María sufrió lo indecible al comprobar la bondad de José y su sufrimiento interior al no entender que él también era parte de la Redención como cónyuge de la madre de Dios, hasta que un ángel se lo mostró.

Es en este contexto, cuando va a visitar a su pariente Isabel, la madre de Juan, es cuando pronuncia ese canto del Magníficat en el que dice: “Engrandece mi alma al Señor y se alegra mi espíritu en Dios mi Salvador…”

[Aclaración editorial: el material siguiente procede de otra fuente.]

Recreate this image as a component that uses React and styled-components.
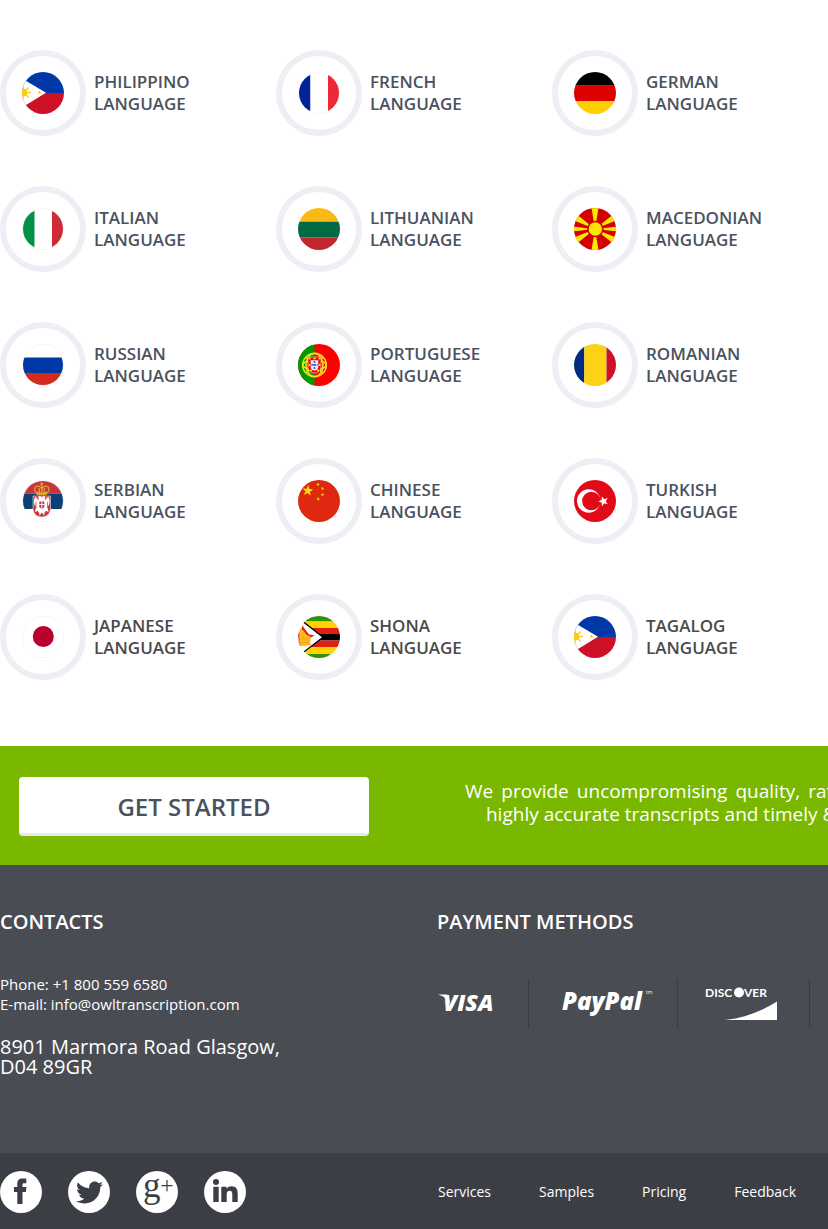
import React from "react";
import styled, { createGlobalStyle } from "styled-components";
import { FaTwitter } from "react-icons/fa";

const GlobalStyle = createGlobalStyle`
  *, *::before, *::after { box-sizing: border-box; }
  body {
    margin: 0;
    background: #fff;
    color: #4a525e;
    font-family: "Open Sans", "Noto Sans", sans-serif;
  }
  h2, p, ul, address { margin: 0; padding: 0; }
  ul { list-style: none; }
`;

const Page = styled.div`
  overflow-x: hidden;
`;

const LanguageGrid = styled.ul`
  display: grid;
  grid-template-columns: repeat(3, minmax(0, 1fr));
  row-gap: 50px;
  padding: 50px 0 66px;
`;

const Language = styled.li`
  display: flex;
  align-items: center;
  gap: 8px;
`;

const Ring = styled.span`
  display: flex;
  flex: none;
  align-items: center;
  justify-content: center;
  width: 86px;
  height: 86px;
  border: 6px solid #eeeff5;
  border-radius: 50%;
`;

const Flag = styled.svg`
  width: ${(p) => (p.$pale ? 40 : 42)}px;
  height: ${(p) => (p.$pale ? 40 : 42)}px;
  border-radius: 50%;
  box-shadow: ${(p) => (p.$pale ? "0 0 0 1px #f5f5f7" : "none")};
`;

const LanguageName = styled.span`
  display: flex;
  flex-direction: column;
  font-size: 17px;
  font-weight: 600;
  line-height: 22px;
  color: ${(p) => (p.$neutral ? "#4a4a4a" : "#4a525e")};
`;

const Banner = styled.section`
  display: flex;
  align-items: center;
  gap: 96px;
  padding: 31px 0 29px 19px;
  background: #7ab800;
  overflow: hidden;
`;

const StartButton = styled.button`
  flex: none;
  width: 350px;
  height: 59px;
  padding: 4px 0 0;
  border: 0;
  border-bottom: 3px solid #e9e9ec;
  border-radius: 4px;
  background: #fff;
  color: #4a525e;
  font: 600 24px/52px "Open Sans", "Noto Sans", sans-serif;
  cursor: pointer;
`;

const Pitch = styled.p`
  flex: none;
  width: 430px;
  padding-bottom: 8px;
  color: #fff;
  font-size: 19px;
  line-height: 23px;
  text-align: justify;
  text-align-last: center;
`;

const Columns = styled.div`
  display: grid;
  grid-template-columns: minmax(0, 19fr) minmax(0, 17fr);
`;

const Footer = styled.footer`
  color: #fff;
  background: #4a4c54;
`;

const FooterMain = styled(Columns)`
  padding: 42px 0 76px;
`;

const FooterTitle = styled.h2`
  font-size: 20px;
  font-weight: 600;
  line-height: 30px;
`;

const Contact = styled.address`
  padding-top: 37px;
  font-style: normal;
`;

const ContactLine = styled.p`
  font-size: 15px;
  line-height: 20px;
`;

const ContactLink = styled.a`
  color: inherit;
  text-decoration: none;
`;

const Street = styled.p`
  padding-top: 23px;
  font-size: 20px;
  line-height: 20px;
`;

const Payments = styled.ul`
  display: flex;
  padding-top: 42px;
`;

const Payment = styled.li`
  flex: none;
  width: ${(p) => p.$width}px;
  height: 49px;
  border-right: 1px solid #3c3c3f;
`;

const Logo = styled.svg`
  display: block;
  width: 100%;
  height: 49px;
  fill: #fff;
  font-family: "Open Sans", "Noto Sans", sans-serif;
`;

const FooterBar = styled(Columns)`
  align-items: center;
  height: 76px;
  padding-top: 2px;
  background: #3c3e46;
`;

const Social = styled.ul`
  display: flex;
  gap: 26px;
`;

const SocialLink = styled.a`
  display: flex;
  align-items: center;
  justify-content: center;
  width: 42px;
  height: 42px;
  border-radius: 50%;
  background: #fff;
  color: #3c3e46;
`;

const Mark = styled.svg`
  width: 42px;
  height: 42px;
  fill: currentColor;
  overflow: visible;
`;

const Nav = styled.nav`
  display: flex;
  gap: 48px;
  padding-left: 1px;
`;

const NavLink = styled.a`
  color: #fff;
  font-size: 14px;
  line-height: 20px;
  text-decoration: none;
`;

const Stripes = ({ colors, stops, vertical }) =>
  colors.map((c, i) => {
    const size = stops[i + 1] - stops[i];
    return vertical ? (
      <rect key={i} x={stops[i]} width={size} height="42" fill={c} />
    ) : (
      <rect key={i} y={stops[i]} width="42" height={size} fill={c} />
    );
  });

const starPoints = (cx, cy, r, turn = -90) =>
  Array.from({ length: 10 }, (_, i) => {
    const a = ((turn + i * 36) * Math.PI) / 180;
    const d = i % 2 ? r * 0.4 : r;
    return `${(cx + d * Math.cos(a)).toFixed(2)},${(cy + d * Math.sin(a)).toFixed(2)}`;
  }).join(" ");

const Philippines = () => (
  <>
    <path fill="#0038a8" d="M0 0h42v21H0z" />
    <path fill="#ce1126" d="M0 21h42v21H0z" />
    <path fill="#fff" d="M0 6.500 24 20.700 0 35.500z" />
    <g stroke="#fcc916" strokeWidth="1.300" fill="#fcc916">
      <circle cx="1.500" cy="20.500" r="3" />
      <path d="M0 20.500h9M2 20.500l4.500-5M2 20.500l4.500 5M1 20.500v-6.500M1 20.500V27" />
      <circle cx="17.500" cy="20.500" r="1" strokeWidth="0.800" />
    </g>
  </>
);

const Macedonia = () => (
  <>
    <path fill="#d20000" d="M0 0h42v42H0z" />
    <path
      fill="#ffe600"
      d="M17.500 0h7L21 21zM17.500 42h7L21 21zM0 18.700v4.600L21 21zM42 18.700v4.600L21 21zM0 8V12.500l21 8.500L3.500 7zM42 8V12.500L21 21 38.500 7zM0 34V29.500l21-8.500L3.500 35zM42 34V29.500L21 21l17.500 14z"
    />
    <circle cx="21.300" cy="21" r="7.500" fill="#ffe600" stroke="#d20000" strokeWidth="1.600" />
  </>
);

const Portugal = () => (
  <>
    <path fill="#f00" d="M0 0h42v42H0z" />
    <path fill="#090" d="M0 0h16.500v42H0z" />
    <g fill="none" stroke="#f0e020" strokeWidth="1.500">
      <circle cx="16.500" cy="21" r="11.800" />
      <ellipse cx="16.500" cy="21" rx="11.800" ry="4.500" />
      <ellipse cx="16.500" cy="21" rx="8.500" ry="11.500" />
      <path d="M8 13l17 16M25 13 8 29" />
    </g>
    <path fill="#f00" stroke="#fff" strokeWidth="0.500" d="M10 13h13v9.500c0 4-2.700 6.500-6.500 6.500S10 26.500 10 22.500z" />
    <g fill="#ffe02a">
      {[[11.5, 14.5], [16.5, 14.5], [21.5, 14.5], [11.5, 21], [21.5, 21], [13, 26.5], [20, 26.5]].map(
        ([x, y]) => (
          <circle key={`${x}-${y}`} cx={x} cy={y} r="1.100" />
        )
      )}
    </g>
    <path fill="#e8ecff" d="M12.700 16.300h7.600v6.200c0 2.400-1.500 4-3.800 4s-3.800-1.600-3.800-4z" />
    <path
      stroke="#3b62c8"
      strokeWidth="1.700"
      strokeDasharray="2 1"
      d="M16.500 17v9M13.300 20.800h7"
    />
  </>
);

const Serbia = () => (
  <>
    <Stripes colors={["#c6363c", "#0c4076", "#fff"]} stops={[0, 13.5, 29, 42]} />
    <path fill="#c6363c" stroke="#eee" strokeWidth="0.600" d="M11 16h17.500v12c0 5-3 9-8.700 9S11 33 11 28z" />
    <path
      fill="#fff"
      d="M19.800 17.500l2-2 1.600 2-1 3 4-4c2 4 1.500 8-.8 10.500l.9 5-2.600-1-1.900 4.500-2.200-3-2.200 3-1.900-4.500-2.600 1 .9-5c-2.300-2.500-2.800-6.500-.8-10.500l4 4-1-3 1.600-2z"
    />
    <path fill="#c6363c" d="M17.300 21.500h5v5.500l-2.500 2-2.500-2z" />
    <path stroke="#fff" strokeWidth="0.900" d="M19.800 21.500v7M17.300 24.500h5" />
    <path fill="none" stroke="#c6363c" strokeWidth="0.800" d="M14 22v6M25.600 22v6M15.500 31l2 3M24 31l-2 3" />
    <g fill="none" stroke="#e0a52c" strokeWidth="1.300">
      <path d="M14.500 13c-2.500-2.500-2.500-5.500-.3-6.500 2-.8 4.300.3 5.600 2 1.300-1.700 3.600-2.800 5.600-2 2.200 1 2.200 4-.3 6.500M19.800 2.500v10M18.300 4h3M17 8l.8 5M22.600 8l-.8 5" />
    </g>
    <path fill="#e0a52c" d="M14 11.500l5.800 1 5.800-1-.8 3.500h-10z" />
  </>
);

const China = () => (
  <>
    <path fill="#de2910" d="M0 0h42v42H0z" />
    <g fill="#ffde00">
      <polygon points={starPoints(9.8, 10.8, 5.8, -84)} />
      <polygon points={starPoints(20, 4.5, 1.9, -60)} />
      <polygon points={starPoints(24.5, 8.5, 1.9, -80)} />
      <polygon points={starPoints(24.5, 14.5, 1.9)} />
      <polygon points={starPoints(20.3, 19, 1.9, -60)} />
    </g>
  </>
);

const Turkey = () => (
  <>
    <path fill="#e30a17" d="M0 0h42v42H0z" />
    <circle cx="14.700" cy="21" r="11.700" fill="#fff" />
    <circle cx="17.400" cy="21" r="9.300" fill="#e30a17" />
    <polygon fill="#fff" points={starPoints(29.5, 21.2, 5.3, 180)} />
  </>
);

const Japan = () => (
  <>
    <path fill="#fff" d="M0 0h42v42H0z" />
    <circle cx="21.300" cy="20.500" r="10.500" fill="#bc002d" />
  </>
);

const Zimbabwe = () => (
  <>
    <Stripes
      colors={["#319208", "#ffd200", "#de2010", "#000", "#de2010", "#ffd200", "#319208"]}
      stops={[0, 5.5, 12, 18, 24.5, 31, 38, 42]}
    />
    <path fill="#fff" stroke="#000" strokeWidth="1.300" d="M-2 0 25 21.300-2 42z" />
    <path fill="#fff" d="M0 0h5.500v42H0z" />
    <path
      fill="#de2010"
      d="M4.500 9.500l3 4.500 3.500 4.500 5.500.8-5 3.200-1 4.500 2.500 2-12 .5L0 18l3-3z"
    />
    <path
      fill="#fcb81c"
      d="M2 12.500l3.500 2.300L8.800 19l3.800 1.500v3.500l-1 5H1.300V16z"
    />
    <path stroke="#e3a317" strokeWidth="0.600" fill="none" d="M2 23h9.500M2 26.500h9M5.500 19v4M8.500 20v3" />
  </>
);

const LANGUAGES = [
  { name: "Philippino", flag: <Philippines /> },
  {
    name: "French",
    pale: true,
    flag: <Stripes vertical colors={["#002395", "#fff", "#ed2939"]} stops={[0, 12.5, 30, 42]} />,
  },
  { name: "German", flag: <Stripes colors={["#000", "#d00", "#ffce00"]} stops={[0, 13.7, 29.3, 42]} /> },
  {
    name: "Italian",
    pale: true,
    flag: <Stripes vertical colors={["#009246", "#fff", "#ce2b37"]} stops={[0, 12.7, 30, 42]} />,
  },
  { name: "Lithuanian", flag: <Stripes colors={["#fdb913", "#006a44", "#c1272d"]} stops={[0, 13.7, 29.3, 42]} /> },
  { name: "Macedonian", flag: <Macedonia /> },
  {
    name: "Russian",
    pale: true,
    flag: <Stripes colors={["#fff", "#0039a6", "#d52b1e"]} stops={[0, 13.5, 29, 42]} />,
  },
  { name: "Portuguese", flag: <Portugal /> },
  {
    name: "Romanian",
    flag: <Stripes vertical colors={["#002b7f", "#fcd116", "#ce1126"]} stops={[0, 10.3, 32.5, 42]} />,
  },
  { name: "Serbian", pale: true, flag: <Serbia /> },
  { name: "Chinese", flag: <China /> },
  { name: "Turkish", flag: <Turkey /> },
  { name: "Japanese", pale: true, neutral: true, flag: <Japan /> },
  { name: "Shona", neutral: true, flag: <Zimbabwe /> },
  { name: "Tagalog", neutral: true, flag: <Philippines /> },
];

const VisaLogo = () => (
  <Logo role="img" aria-label="Visa">
    <path d="M1 15.500h8c2 0 2.800 1 3.200 3l1 7C11 20.500 7 17 1 15.500z" />
    <text x="6" y="32" fontSize="23" fontWeight="800" fontStyle="italic">
      VISA
    </text>
  </Logo>
);

const PayPalLogo = () => (
  <Logo role="img" aria-label="PayPal">
    <text x="33" y="31" fontSize="24" fontWeight="800" fontStyle="italic">
      PayPal
    </text>
    <text x="117" y="15" fontSize="5">
      tm
    </text>
  </Logo>
);

const DiscoverLogo = () => (
  <Logo role="img" aria-label="Discover">
    <g fontFamily="Lato, sans-serif" fontSize="12" fontWeight="700">
      <text x="27" y="18">DISC</text>
      <text x="66" y="18">VER</text>
    </g>
    <circle cx="61" cy="13.500" r="5" />
    <path d="M47 41c20-2 37-9 52-18.500V41z" />
  </Logo>
);

const FacebookMark = () => (
  <Mark aria-hidden="true">
    <path d="M17.300 33V21H14v-5h3.300v-3c0-3.800 1.800-5.500 5.200-5.500h3.800v4.700h-2.400c-1.200 0-1.400.6-1.400 1.700V16h3.900l-.5 5h-3.400v12z" />
  </Mark>
);

const GooglePlusMark = () => (
  <Mark aria-hidden="true">
    <text x="7" y="26" fontFamily="Liberation Serif, serif" fontSize="35">
      g
    </text>
    <path d="M25.500 14h11v1.200h-11zM30.400 9h1.200v11.200h-1.200z" />
  </Mark>
);

const LinkedInMark = () => (
  <Mark aria-hidden="true">
    <circle cx="12" cy="11" r="3" />
    <path d="M9.300 15.700h5.400V31H9.300zM17.300 15.700h5.200v2.200c.9-1.600 2.700-2.600 5-2.600 4.500 0 6.200 2.800 6.200 7.200V31h-5.400v-7.600c0-2.200-.5-3.700-2.600-3.700-2.200 0-3 1.600-3 3.700V31h-5.400z" />
  </Mark>
);

const SOCIALS = [
  ["Facebook", <FacebookMark />],
  ["Twitter", <FaTwitter size={27} />],
  ["Google Plus", <GooglePlusMark />],
  ["LinkedIn", <LinkedInMark />],
];

export default function App() {
  return (
    <Page>
      <GlobalStyle />
      <main>
        <LanguageGrid>
          {LANGUAGES.map(({ name, flag, pale, neutral }) => (
            <Language key={name}>
              <Ring>
                <Flag
                  $pale={pale}
                  viewBox={pale ? "1 1 40 40" : "0 0 42 42"}
                  aria-hidden="true"
                >
                  {flag}
                </Flag>
              </Ring>
              <LanguageName $neutral={neutral}>
                <span>{name.toUpperCase()}</span>
                <span>LANGUAGE</span>
              </LanguageName>
            </Language>
          ))}
        </LanguageGrid>
        <Banner>
          <StartButton type="button">GET STARTED</StartButton>
          <Pitch>
            We provide uncompromising quality, rates and highly accurate
            transcripts and timely &amp; fast
          </Pitch>
        </Banner>
      </main>
      <Footer>
        <FooterMain>
          <section>
            <FooterTitle>CONTACTS</FooterTitle>
            <Contact>
              <ContactLine>Phone: +1 800 559 6580</ContactLine>
              <ContactLine>
                E-mail:{" "}
                <ContactLink href="mailto:info@owltranscription.com">
                  info@owltranscription.com
                </ContactLink>
              </ContactLine>
              <Street>
                8901 Marmora Road Glasgow,
                <br />
                D04 89GR
              </Street>
            </Contact>
          </section>
          <section>
            <FooterTitle>PAYMENT METHODS</FooterTitle>
            <Payments>
              <Payment $width={92}>
                <VisaLogo />
              </Payment>
              <Payment $width={149}>
                <PayPalLogo />
              </Payment>
              <Payment $width={132}>
                <DiscoverLogo />
              </Payment>
            </Payments>
          </section>
        </FooterMain>
        <FooterBar>
          <Social>
            {SOCIALS.map(([name, mark]) => (
              <li key={name}>
                <SocialLink href="#" aria-label={name}>
                  {mark}
                </SocialLink>
              </li>
            ))}
          </Social>
          <Nav>
            {["Services", "Samples", "Pricing", "Feedback"].map((item) => (
              <NavLink key={item} href="#">
                {item}
              </NavLink>
            ))}
          </Nav>
        </FooterBar>
      </Footer>
    </Page>
  );
}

No se alegra por ser la Mujer escogida para realizar la mayor proeza de la historia, sino por ser la esclava del Señor, por ser la desaparecida para el mundo, la despreciada entre los hombres, a la que una espada atravesará el corazón por ser escándalo para la humanidad.

Tras la marcha de José al cielo, María tuvo que vivir como una viuda, sin tener el status de la esposa de José el Tektón, el artesano bien remunerado que les había dado todo tanto a Ella como al Niño.

Y finalmente, cuando su Hijo subió al cielo Ella permaneció unos veinticinco años en la tierra ayudando a sus nuevos hijos a consolidar la Iglesia, que ese fue el último encargo que le dio su Hijo desde la Cruz.

La mujer desechada, la esclava, es hoy la Reina del cielo, la Madre del Rey y lo fue porque a los ojos de Dios Padre fue la Mujer digna de recibir a su Hijo. La Mujer sin pecado que aceptó recibir en su seno a la divinidad. Esa es la grandeza de María.